Symboles et enseignements historiques

Sur le plan médiatique, Rockefeller est souvent représenté par des images fortes, évoquant une pieuvre géante ou un serpent maléfique. L’historien rappelle que Rockefeller est considéré comme le premier milliardaire de l’histoire moderne : sa fortune d’un milliard de dollars était, à l’époque, proportionnellement plus élevée que celle d’Elon Musk aujourd’hui. Cette comparaison illustre comment les fortunes extrêmes alimentent des débats sociétaux importants, quel que soit l’époque.

À l’époque, ces polémiques ont conduit à la dissolution de Standard Oil, le conglomérat pétrolier fondé par Rockefeller, illustrant une intention de limiter les monopoles et de réguler des fortunes jugées excessives.

La comparaison la plus pertinente, selon l’historien, oppose Elon Musk à Henry Ford, qui présentait aussi une image d’inventeur visionnaire, prêt à transformer le monde plutôt qu’à rechercher l’argent seul : « Musk cherche à changer le monde avec Tesla et les robots », résume-t-il.

Mais derrière cette analogie se cachent des zones d’ombre : Henry Ford était aussi une personnalité politiquement clivée et, en partie, antisémite, en réaction à ce qu’il percevait comme une opposition à Wall Street, ce qui rappelle certaines questions d’époque et leurs résonances actuelles.

Des fortunes helvétiques et les interrogations sur le pouvoir

En Suisse, Emil Bührle, industriel zurichois et dirigeant d’Oerlikon-Bührle, est cité parmi les exemples marquants. Pendant la Seconde Guerre mondiale, ses ventes d’armes l’ont hissé au rang de l’homme le plus riche du pays, avec près de 100 millions de francs de l’époque. Cette fortune a aussi suscité des débats importants, rappelle l’historien.
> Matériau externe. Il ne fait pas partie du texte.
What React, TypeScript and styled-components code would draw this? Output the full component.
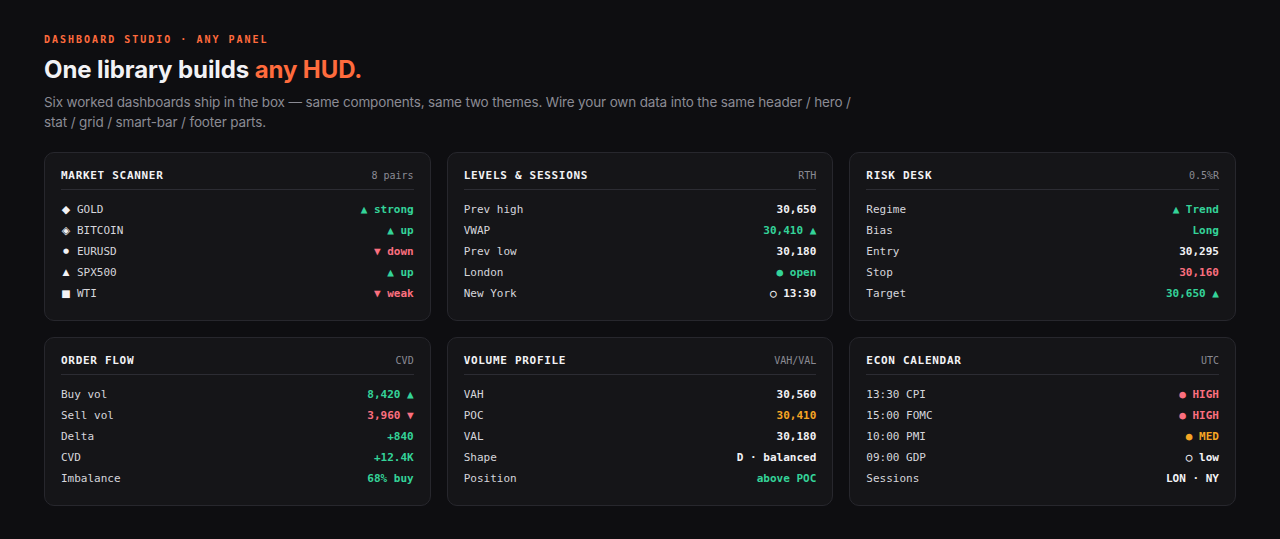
import React from "react";
import styled, { createGlobalStyle } from "styled-components";

const mono = `"DejaVu Sans Mono", "Liberation Mono", monospace`;
const sans = `Inter, "Noto Sans", "Liberation Sans", sans-serif`;

const c = {
  bg: "#0e0e11",
  card: "#151518",
  border: "#27272d",
  rule: "#2c2c33",
  text: "#f2f2f5",
  label: "#d6d6dc",
  muted: "#8b8b94",
  orange: "#ff6b3d",
  green: "#34d399",
  red: "#fb6f7f",
  amber: "#f5a524",
};

type Tone = "plain" | "green" | "red" | "amber";
const toneColor: Record<Tone, string> = {
  plain: c.text,
  green: c.green,
  red: c.red,
  amber: c.amber,
};

const Global = createGlobalStyle`
  html, body { margin: 0; background: ${c.bg}; }
  * { box-sizing: border-box; }
`;

const Page = styled.main`
  min-height: 539px;
  padding: 33px 44px 32px;
  background: ${c.bg};
  font-family: ${sans};
`;

const Eyebrow = styled.div`
  font-family: ${mono};
  font-size: 10px;
  font-weight: 700;
  line-height: 14px;
  letter-spacing: 2px;
  color: ${c.orange};
`;

const Heading = styled.h1`
  margin: 8px 0 0;
  font-size: 24px;
  line-height: 30px;
  font-weight: 700;
  letter-spacing: -0.1px;
  color: ${c.text};

  span {
    color: ${c.orange};
  }
`;

const Lede = styled.p`
  margin: 7px 0 0;
  max-width: 815px;
  font-size: 13.5px;
  line-height: 20px;
  letter-spacing: -0.15px;
  color: ${c.muted};
`;

const Grid = styled.section`
  margin-top: 20px;
  display: grid;
  grid-template-columns: repeat(3, 1fr);
  gap: 16px;
`;

const Card = styled.div`
  background: ${c.card};
  border: 1px solid ${c.border};
  border-radius: 10px;
  padding: 15px 16px 16px;
  font-family: ${mono};
`;

const CardHead = styled.div`
  display: flex;
  justify-content: space-between;
  align-items: center;
  height: 14px;
  margin-bottom: 7px;
`;

const Rule = styled.div`
  height: 1px;
  background: ${c.rule};
  margin-bottom: 9px;
`;

const CardTitle = styled.div`
  font-size: 11px;
  font-weight: 700;
  letter-spacing: 0.7px;
  color: ${c.text};
`;

const CardMeta = styled.div`
  font-size: 10px;
  color: ${c.muted};
`;

const Row = styled.div`
  display: flex;
  justify-content: space-between;
  align-items: center;
  height: 21px;
  font-size: 11px;
`;

const Label = styled.span`
  color: ${c.label};
  display: flex;
  align-items: center;
  gap: 6px;
`;

const Glyph = styled.span<{ $size?: number }>`
  display: inline-block;
  width: 10px;
  text-align: center;
  font-family: "DejaVu Sans", sans-serif;
  font-size: ${({ $size }) => $size ?? 10}px;
  line-height: 1;
  color: ${c.text};
`;

const Value = styled.span<{ $tone: Tone }>`
  font-weight: 700;
  color: ${({ $tone }) => toneColor[$tone]};
  white-space: pre;
`;

type RowData = { label: string; glyph?: string; glyphSize?: number; value: string; tone?: Tone };
type CardData = { title: string; meta: string; rows: RowData[] };

const cards: CardData[] = [
  {
    title: "MARKET SCANNER",
    meta: "8 pairs",
    rows: [
      { glyph: "◆", glyphSize: 11, label: "GOLD", value: "▲ strong", tone: "green" },
      { glyph: "◈", glyphSize: 11, label: "BITCOIN", value: "▲ up", tone: "green" },
      { glyph: "●", glyphSize: 7, label: "EURUSD", value: "▼ down", tone: "red" },
      { glyph: "▲", glyphSize: 9, label: "SPX500", value: "▲ up", tone: "green" },
      { glyph: "■", glyphSize: 10, label: "WTI", value: "▼ weak", tone: "red" },
    ],
  },
  {
    title: "LEVELS & SESSIONS",
    meta: "RTH",
    rows: [
      { label: "Prev high", value: "30,650" },
      { label: "VWAP", value: "30,410 ▲", tone: "green" },
      { label: "Prev low", value: "30,180" },
      { label: "London", value: "● open", tone: "green" },
      { label: "New York", value: "○ 13:30" },
    ],
  },
  {
    title: "RISK DESK",
    meta: "0.5%R",
    rows: [
      { label: "Regime", value: "▲ Trend", tone: "green" },
      { label: "Bias", value: "Long", tone: "green" },
      { label: "Entry", value: "30,295" },
      { label: "Stop", value: "30,160", tone: "red" },
      { label: "Target", value: "30,650 ▲", tone: "green" },
    ],
  },
  {
    title: "ORDER FLOW",
    meta: "CVD",
    rows: [
      { label: "Buy vol", value: "8,420 ▲", tone: "green" },
      { label: "Sell vol", value: "3,960 ▼", tone: "red" },
      { label: "Delta", value: "+840", tone: "green" },
      { label: "CVD", value: "+12.4K", tone: "green" },
      { label: "Imbalance", value: "68% buy", tone: "green" },
    ],
  },
  {
    title: "VOLUME PROFILE",
    meta: "VAH/VAL",
    rows: [
      { label: "VAH", value: "30,560" },
      { label: "POC", value: "30,410", tone: "amber" },
      { label: "VAL", value: "30,180" },
      { label: "Shape", value: "D · balanced" },
      { label: "Position", value: "above POC", tone: "green" },
    ],
  },
  {
    title: "ECON CALENDAR",
    meta: "UTC",
    rows: [
      { label: "13:30 CPI", value: "● HIGH", tone: "red" },
      { label: "15:00 FOMC", value: "● HIGH", tone: "red" },
      { label: "10:00 PMI", value: "● MED", tone: "amber" },
      { label: "09:00 GDP", value: "○ low" },
      { label: "Sessions", value: "LON · NY" },
    ],
  },
];

function Panel({ data }: { data: CardData }) {
  return (
    <Card>
      <CardHead>
        <CardTitle>{data.title}</CardTitle>
        <CardMeta>{data.meta}</CardMeta>
      </CardHead>
      <Rule />
      {data.rows.map((r) => (
        <Row key={r.label}>
          <Label>
            {r.glyph && <Glyph $size={r.glyphSize}>{r.glyph}</Glyph>}
            {r.label}
          </Label>
          <Value $tone={r.tone ?? "plain"}>{r.value}</Value>
        </Row>
      ))}
    </Card>
  );
}

export default function App() {
  return (
    <>
      <Global />
      <Page>
        <Eyebrow>DASHBOARD STUDIO · ANY PANEL</Eyebrow>
        <Heading>
          One library builds <span>any HUD.</span>
        </Heading>
        <Lede>
          Six worked dashboards ship in the box — same components, same two themes. Wire your own data
          into the same header / hero / stat / grid / smart-bar / footer parts.
        </Lede>
        <Grid>
          {cards.map((d) => (
            <Panel key={d.title} data={d} />
          ))}
        </Grid>
      </Page>
    </>
  );
}
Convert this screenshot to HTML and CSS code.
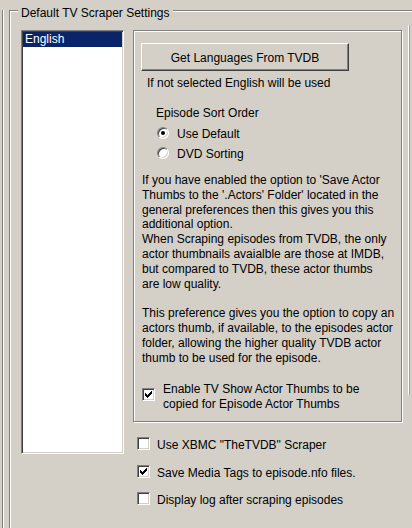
FILE: index.html
```html
<!DOCTYPE html>
<html>
<head>
<meta charset="utf-8">
<link rel="stylesheet" href="styles.css">
</head>
<body>
<div class="frame">
  <div class="frame-inner">
    <div class="group">
      <span class="group-label">Default TV Scraper Settings</span>
      <div class="group-body">
        <div class="listbox">
          <div class="list-item selected">English</div>
        </div>
        <div class="right-col">
          <div class="panel">
            <button class="btn" type="button">Get Languages From TVDB</button>
            <p class="hint">If not selected English will be used</p>
            <p class="sort-title">Episode Sort Order</p>
            <label class="radio-row first"><span class="radio checked"></span><span>Use Default</span></label>
            <label class="radio-row"><span class="radio"></span><span>DVD Sorting</span></label>
            <p class="info">If you have enabled the option to 'Save Actor<br>Thumbs to the '.Actors' Folder' located in the<br>general preferences then this gives you this<br>additional option.<br>When Scraping episodes from TVDB, the only<br>actor thumbnails avaialble are those at IMDB,<br>but compared to TVDB, these actor thumbs<br>are low quality.<br><br>This preference gives you the option to copy an<br>actors thumb, if available, to the episodes actor<br>folder, allowing the higher quality TVDB actor<br>thumb to be used for the episode.</p>
            <label class="check-row panel-check">
              <span class="check"><svg width="7" height="7" viewBox="0 0 7 7" shape-rendering="crispEdges"><path d="M0 2h1v3H0zM1 3h1v3H1zM2 4h1v3H2zM3 3h1v3H3zM4 2h1v3H4zM5 1h1v3H5zM6 0h1v3H6z" fill="#000"/></svg></span>
              <span class="check-text">Enable TV Show Actor Thumbs to be<br>copied for Episode Actor Thumbs</span>
            </label>
          </div>
          <div class="options">
            <label class="check-row opt"><span class="check"></span><span class="opt-text">Use XBMC "TheTVDB" Scraper</span></label>
            <label class="check-row opt"><span class="check"><svg width="7" height="7" viewBox="0 0 7 7" shape-rendering="crispEdges"><path d="M0 2h1v3H0zM1 3h1v3H1zM2 4h1v3H2zM3 3h1v3H3zM4 2h1v3H4zM5 1h1v3H5zM6 0h1v3H6z" fill="#000"/></svg></span><span class="opt-text">Save Media Tags to episode.nfo files.</span></label>
            <label class="check-row opt"><span class="check"></span><span class="opt-text">Display log after scraping episodes</span></label>
          </div>
        </div>
        <div class="edge"></div>
      </div>
    </div>
  </div>
</div>
</body>
</html>
```
FILE: styles.css
```css
html, body {
  margin: 0;
  padding: 0;
}
body {
  background: #D4D0C8;
  font-family: "Liberation Sans", Arial, sans-serif;
  font-size: 12px;
  color: #000;
  width: 412px;
  height: 528px;
  overflow: hidden;
}
p { margin: 0; }

.frame {
  margin-left: 2px;
  border-left: 1px solid #808080;
  height: 528px;
  box-sizing: border-box;
}
.frame-inner {
  border-left: 1px solid #fff;
  padding-left: 5px;
  height: 100%;
  box-sizing: border-box;
}

.group {
  position: relative;
  margin-top: 10px;
  width: 403px;
  height: 518px;
  box-sizing: border-box;
  border-top: 1px solid #808080;
  border-left: 1px solid #808080;
  box-shadow: inset 1px 1px 0 #fff;
  padding: 19px 0 0 11px;
}
.group-label {
  position: absolute;
  top: -5px;
  left: 8px;
  padding: 0 3px;
  background: #D4D0C8;
  line-height: 14px;
  white-space: nowrap;
}

.group-body {
  display: flex;
  align-items: flex-start;
}

.listbox {
  width: 103px;
  height: 424px;
  box-sizing: border-box;
  border: 1px solid;
  border-color: #808080 #fff #fff #808080;
  box-shadow: inset 1px 1px 0 #404040, inset -1px -1px 0 #D4D0C8;
  background: #fff;
  padding: 1px;
  flex: none;
}
.list-item {
  height: 15px;
  line-height: 15px;
  padding-left: 2px;
}
.list-item.selected {
  background: #0A246A;
  color: #fff;
}

.right-col {
  margin-left: 9px;
  width: 269px;
  display: flex;
  flex-direction: column;
  flex: none;
}

.panel {
  height: 392px;
  box-sizing: border-box;
  border: 1px solid #808080;
  box-shadow: inset 1px 1px 0 #fff, 1px 1px 0 #fff;
  display: flex;
  flex-direction: column;
  align-items: flex-start;
}

.btn {
  display: block;
  margin: 12px 0 0 7px;
  width: 208px;
  height: 28px;
  box-sizing: border-box;
  border: 1px solid;
  border-color: #fff #404040 #404040 #fff;
  box-shadow: inset -1px -1px 0 #808080;
  background: #D4D0C8;
  font: inherit;
  color: #000;
  padding: 2px 0 0;
  line-height: 14px;
}

.hint {
  margin: 5px 0 0 13px;
  line-height: 14px;
}
.sort-title {
  margin: 16px 0 0 22px;
  line-height: 14px;
}

.radio-row {
  display: flex;
  align-items: flex-start;
  gap: 8px;
  margin: 6px 0 0 23px;
  height: 14px;
  line-height: 14px;
}
.radio-row.first { margin-top: 7px; }

.radio {
  position: relative;
  flex: none;
  width: 12px;
  height: 12px;
  box-sizing: border-box;
  border-radius: 50%;
  border: 1px solid;
  border-color: #808080 #fff #fff #808080;
  box-shadow: inset 1px 1px 0 #404040, inset -1px -1px 0 #D4D0C8;
  background: #fff;
}
.radio.checked::after {
  content: "";
  position: absolute;
  left: 3px;
  top: 3px;
  width: 4px;
  height: 4px;
  border-radius: 50%;
  background: #000;
}

.info {
  margin: 12px 0 0 8px;
  line-height: 14.8px;
  white-space: nowrap;
}

.check-row {
  display: flex;
  align-items: flex-start;
}
.check {
  flex: none;
  width: 13px;
  height: 13px;
  box-sizing: border-box;
  border: 1px solid;
  border-color: #808080 #fff #fff #808080;
  box-shadow: inset 1px 1px 0 #404040, inset -1px -1px 0 #D4D0C8;
  background: #fff;
  display: flex;
  align-items: center;
  justify-content: center;
}
.check svg { display: block; }

.panel-check {
  margin: 17px 0 0 8px;
  gap: 8px;
}
.panel-check .check { margin-top: 6px; }
.check-text {
  line-height: 14.4px;
  white-space: nowrap;
}

.options {
  display: flex;
  flex-direction: column;
  gap: 12.5px;
  margin-top: 15px;
}
.opt {
  margin-left: 4px;
  gap: 7px;
}
.opt-text {
  padding-top: 1px;
  line-height: 14px;
  white-space: nowrap;
}

.edge {
  flex: none;
  margin: -5px 0 0 6px;
  width: 1px;
  height: 370px;
  border-left: 1px solid #fff;
  background: #a0a0a0;
}
```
Selon lui, les concentrations extrêmes de richesse posent, depuis le milieu du XIXe siècle, des questions sur le fonctionnement des sociétés démocratiques, notamment en matière d’influence politique et de redistribution. L’exemple d’Elon Musk illustre ce phénomène, puisqu’un acteur sans mandat électif peut intervenir dans des débats publics impliquant l’action de l’État.

Au-delà du cas Musk, les questions essentielles restent : dans nos démocraties, une accumulation extrême de richesse ne biaise-t-elle pas le contrôle, le pouvoir et les priorités sociétales ?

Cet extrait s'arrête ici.